> Exercise task
Write out the material exactly, leaving every picture behind.

> Data

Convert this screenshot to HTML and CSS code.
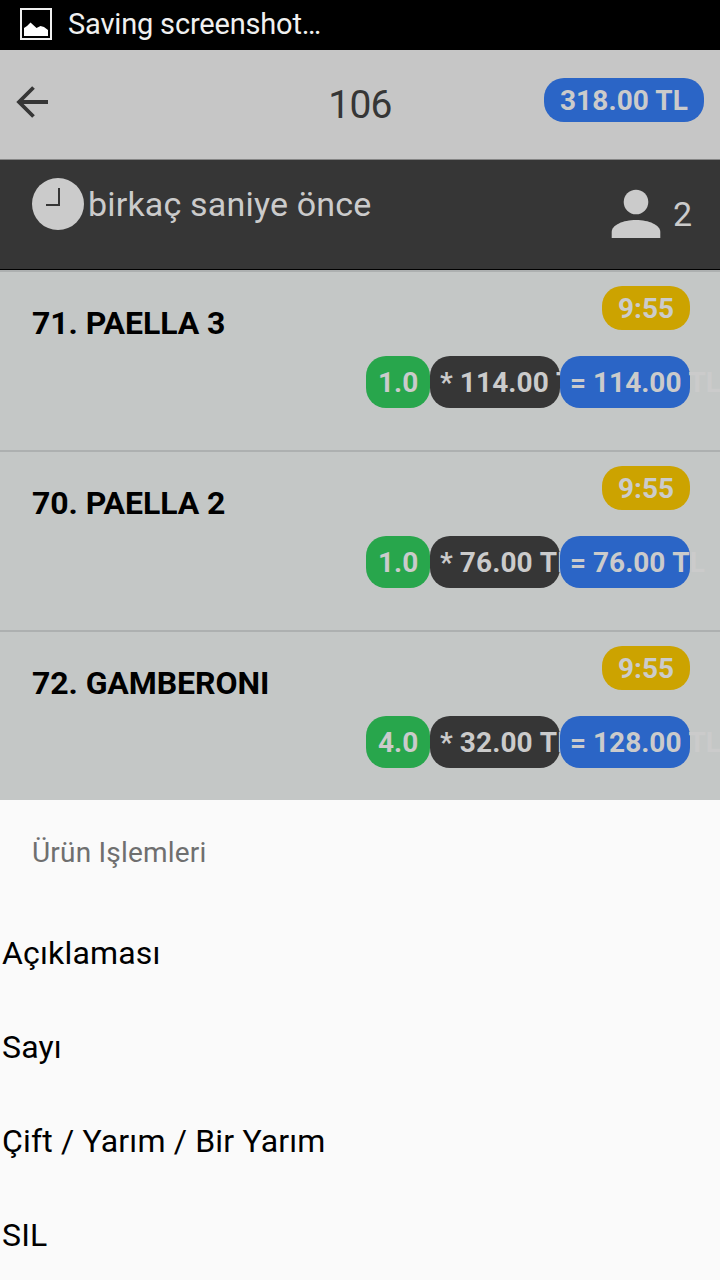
FILE: index.html
```html
<!DOCTYPE html>
<html lang="tr">
<head>
<meta charset="utf-8">
<title>106</title>
<link rel="stylesheet" href="styles.css">
</head>
<body>
<div class="status">
  <svg class="status-icon" width="34" height="34" viewBox="0 0 34 34"><rect x="2" y="2" width="30" height="30" fill="none" stroke="#f0f0f0" stroke-width="2"/><path d="M5 29v-8l3-2 3.500-3.500 6 5.500 4-2 3.500 1L29 23v6z" fill="#fff"/></svg>
  <span class="status-text">Saving screenshot…</span>
</div>
<header class="bar">
  <svg class="back" width="34" height="34" viewBox="0 0 34 34"><path d="M18.500 2.500L4 17l14.500 14.500M3.500 17H33" fill="none" stroke="#363636" stroke-width="3.800"/></svg>
  <h1 class="title">106</h1>
  <span class="badge total">318.00 TL</span>
</header>
<section class="info">
  <svg class="clock" width="52" height="52" viewBox="0 0 52 52"><circle cx="26" cy="26" r="26" fill="#cbcbcb"/><path d="M27 10v17H14" fill="none" stroke="#363636" stroke-width="2"/></svg>
  <span class="ago">birkaç saniye önce</span>
  <svg class="person" width="50" height="50" viewBox="0 0 50 50"><circle cx="25" cy="13" r="12.300" fill="#cbcbcb"/><path d="M.7 49v-6C.7 36 12 31 25 31s24.300 5 24.300 12v6z" fill="#cbcbcb"/></svg>
  <span class="guests">2</span>
</section>
<main class="orders">
  <article class="order">
    <h2 class="name">71. PAELLA 3</h2>
    <div class="side"><span class="badge time">9:55</span>
      <div class="sums"><span class="badge qty">1.0</span><span class="badge price">* 114.00 TL</span><span class="badge sum">= 114.00 TL</span></div></div>
  </article>
  <article class="order">
    <h2 class="name">70. PAELLA 2</h2>
    <div class="side"><span class="badge time">9:55</span>
      <div class="sums"><span class="badge qty">1.0</span><span class="badge price">* 76.00 TL</span><span class="badge sum">= 76.00 TL</span></div></div>
  </article>
  <article class="order">
    <h2 class="name">72. GAMBERONI</h2>
    <div class="side"><span class="badge time">9:55</span>
      <div class="sums"><span class="badge qty">4.0</span><span class="badge price">* 32.00 TL</span><span class="badge sum">= 128.00 TL</span></div></div>
  </article>
</main>
<section class="sheet">
  <h3 class="sheet-title">Ürün Işlemleri</h3>
  <div class="action">Açıklaması</div>
  <div class="action">Sayı</div>
  <div class="action">Çift / Yarım / Bir Yarım</div>
  <div class="action">SIL</div>
</section>
</body>
</html>
```
FILE: styles.css
```css
* { box-sizing: border-box; }
body { margin: 0; width: 720px; height: 1280px; overflow: hidden; display: flex; flex-direction: column; font-family: Roboto, sans-serif; background: #fafafa; }
h1, h2, h3 { margin: 0; }
svg { display: block; flex: none; }
.status { height: 50px; flex: none; background: #000; display: flex; align-items: flex-start; padding: 7px 19px; gap: 15px; }
.status-text { color: #f0f0f0; font-size: 29px; line-height: 34px; letter-spacing: -0.18px; white-space: nowrap; }
.bar { height: 110px; flex: none; background: #c6c6c6; border-bottom: 1px solid #868686; display: grid; grid-template-columns: 1fr auto 1fr; align-items: start; padding: 0 16px; }
.back { margin-top: 35px; margin-left: -1px; }
.title { font-size: 39px; font-weight: 400; line-height: 46px; color: #363636; margin-top: 32px; letter-spacing: -0.8px; }
.badge { font-size: 28px; font-weight: 700; color: #cbcbcb; white-space: nowrap; border-radius: 20px; height: 44px; line-height: 46px; text-align: center; }
.total { justify-self: end; margin-top: 28px; width: 160px; letter-spacing: 0.1px; background: #2b65c6; }
.info { height: 110px; flex: none; background: #363636; border-bottom: 1px solid #000; display: flex; align-items: flex-start; padding: 18px 28px 0 32px; color: #cbcbcb; font-size: 34px; line-height: 40px; }
.ago { margin: 6px 0 0 4px; flex: 1; letter-spacing: 0.18px; }
.person { margin-top: 11px; }
.guests { margin: 16px 0 0 12px; }
.orders { height: 530px; flex: none; overflow: hidden; background: #c4c7c6; }
.order { height: 180px; border-top: 2px solid #adb0b0; display: flex; justify-content: space-between; padding: 14px 30px 0 32px; }
.name { font-size: 32px; font-weight: 700; line-height: 38px; letter-spacing: -0.08px; color: #000; margin-top: 18px; }
.side { display: flex; flex-direction: column; align-items: flex-end; gap: 26px; }
.time { width: 88px; background: #cca300; }
.sums { display: flex; }
.sums .badge { position: relative; height: 52px; line-height: 54px; text-align: left; }
.qty { width: 64px; padding-left: 12px; background: #28a64c; }
.price { width: 130px; padding-left: 10px; letter-spacing: 0.1px; font-kerning: none; background: #363636; }
.sum { width: 130px; padding-left: 10px; font-kerning: none; background: #2b65c6; }
.sheet { flex: 1; background: #fafafa; }
.sheet-title { font-size: 28px; font-weight: 400; line-height: 34px; letter-spacing: 0.2px; color: #6f6f6f; padding: 36px 32px; }
.action { height: 94px; line-height: 94px; font-size: 32px; letter-spacing: 0.17px; padding-left: 2px; color: #000; white-space: nowrap; }
```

> Reply to the task
Convert this screenshot to HTML and CSS code.
FILE: index.html
```html
<!DOCTYPE html>
<html lang="tr">
<head>
<meta charset="utf-8">
<title>106</title>
<link rel="stylesheet" href="styles.css">
</head>
<body>
<div class="status">
  <svg class="status-icon" width="34" height="34" viewBox="0 0 34 34"><rect x="2" y="2" width="30" height="30" fill="none" stroke="#f0f0f0" stroke-width="2"/><path d="M5 29v-8l3-2 3.500-3.500 6 5.500 4-2 3.500 1L29 23v6z" fill="#fff"/></svg>
  <span class="status-text">Saving screenshot…</span>
</div>
<header class="bar">
  <svg class="back" width="34" height="34" viewBox="0 0 34 34"><path d="M18.500 2.500L4 17l14.500 14.500M3.500 17H33" fill="none" stroke="#363636" stroke-width="3.800"/></svg>
  <h1 class="title">106</h1>
  <span class="badge total">318.00 TL</span>
</header>
<section class="info">
  <svg class="clock" width="52" height="52" viewBox="0 0 52 52"><circle cx="26" cy="26" r="26" fill="#cbcbcb"/><path d="M27 10v17H14" fill="none" stroke="#363636" stroke-width="2"/></svg>
  <span class="ago">birkaç saniye önce</span>
  <svg class="person" width="50" height="50" viewBox="0 0 50 50"><circle cx="25" cy="13" r="12.300" fill="#cbcbcb"/><path d="M.7 49v-6C.7 36 12 31 25 31s24.300 5 24.300 12v6z" fill="#cbcbcb"/></svg>
  <span class="guests">2</span>
</section>
<main class="orders">
  <article class="order">
    <h2 class="name">71. PAELLA 3</h2>
    <div class="side"><span class="badge time">9:55</span>
      <div class="sums"><span class="badge qty">1.0</span><span class="badge price">* 114.00 TL</span><span class="badge sum">= 114.00 TL</span></div></div>
  </article>
  <article class="order">
    <h2 class="name">70. PAELLA 2</h2>
    <div class="side"><span class="badge time">9:55</span>
      <div class="sums"><span class="badge qty">1.0</span><span class="badge price">* 76.00 TL</span><span class="badge sum">= 76.00 TL</span></div></div>
  </article>
  <article class="order">
    <h2 class="name">72. GAMBERONI</h2>
    <div class="side"><span class="badge time">9:55</span>
      <div class="sums"><span class="badge qty">4.0</span><span class="badge price">* 32.00 TL</span><span class="badge sum">= 128.00 TL</span></div></div>
  </article>
</main>
<section class="sheet">
  <h3 class="sheet-title">Ürün Işlemleri</h3>
  <div class="action">Açıklaması</div>
  <div class="action">Sayı</div>
  <div class="action">Çift / Yarım / Bir Yarım</div>
  <div class="action">SIL</div>
</section>
</body>
</html>
```
FILE: styles.css
```css
* { box-sizing: border-box; }
body { margin: 0; width: 720px; height: 1280px; overflow: hidden; display: flex; flex-direction: column; font-family: Roboto, sans-serif; background: #fafafa; }
h1, h2, h3 { margin: 0; }
svg { display: block; flex: none; }
.status { height: 50px; flex: none; background: #000; display: flex; align-items: flex-start; padding: 7px 19px; gap: 15px; }
.status-text { color: #f0f0f0; font-size: 29px; line-height: 34px; letter-spacing: -0.18px; white-space: nowrap; }
.bar { height: 110px; flex: none; background: #c6c6c6; border-bottom: 1px solid #868686; display: grid; grid-template-columns: 1fr auto 1fr; align-items: start; padding: 0 16px; }
.back { margin-top: 35px; margin-left: -1px; }
.title { font-size: 39px; font-weight: 400; line-height: 46px; color: #363636; margin-top: 32px; letter-spacing: -0.8px; }
.badge { font-size: 28px; font-weight: 700; color: #cbcbcb; white-space: nowrap; border-radius: 20px; height: 44px; line-height: 46px; text-align: center; }
.total { justify-self: end; margin-top: 28px; width: 160px; letter-spacing: 0.1px; background: #2b65c6; }
.info { height: 110px; flex: none; background: #363636; border-bottom: 1px solid #000; display: flex; align-items: flex-start; padding: 18px 28px 0 32px; color: #cbcbcb; font-size: 34px; line-height: 40px; }
.ago { margin: 6px 0 0 4px; flex: 1; letter-spacing: 0.18px; }
.person { margin-top: 11px; }
.guests { margin: 16px 0 0 12px; }
.orders { height: 530px; flex: none; overflow: hidden; background: #c4c7c6; }
.order { height: 180px; border-top: 2px solid #adb0b0; display: flex; justify-content: space-between; padding: 14px 30px 0 32px; }
.name { font-size: 32px; font-weight: 700; line-height: 38px; letter-spacing: -0.08px; color: #000; margin-top: 18px; }
.side { display: flex; flex-direction: column; align-items: flex-end; gap: 26px; }
.time { width: 88px; background: #cca300; }
.sums { display: flex; }
.sums .badge { position: relative; height: 52px; line-height: 54px; text-align: left; }
.qty { width: 64px; padding-left: 12px; background: #28a64c; }
.price { width: 130px; padding-left: 10px; letter-spacing: 0.1px; font-kerning: none; background: #363636; }
.sum { width: 130px; padding-left: 10px; font-kerning: none; background: #2b65c6; }
.sheet { flex: 1; background: #fafafa; }
.sheet-title { font-size: 28px; font-weight: 400; line-height: 34px; letter-spacing: 0.2px; color: #6f6f6f; padding: 36px 32px; }
.action { height: 94px; line-height: 94px; font-size: 32px; letter-spacing: 0.17px; padding-left: 2px; color: #000; white-space: nowrap; }
```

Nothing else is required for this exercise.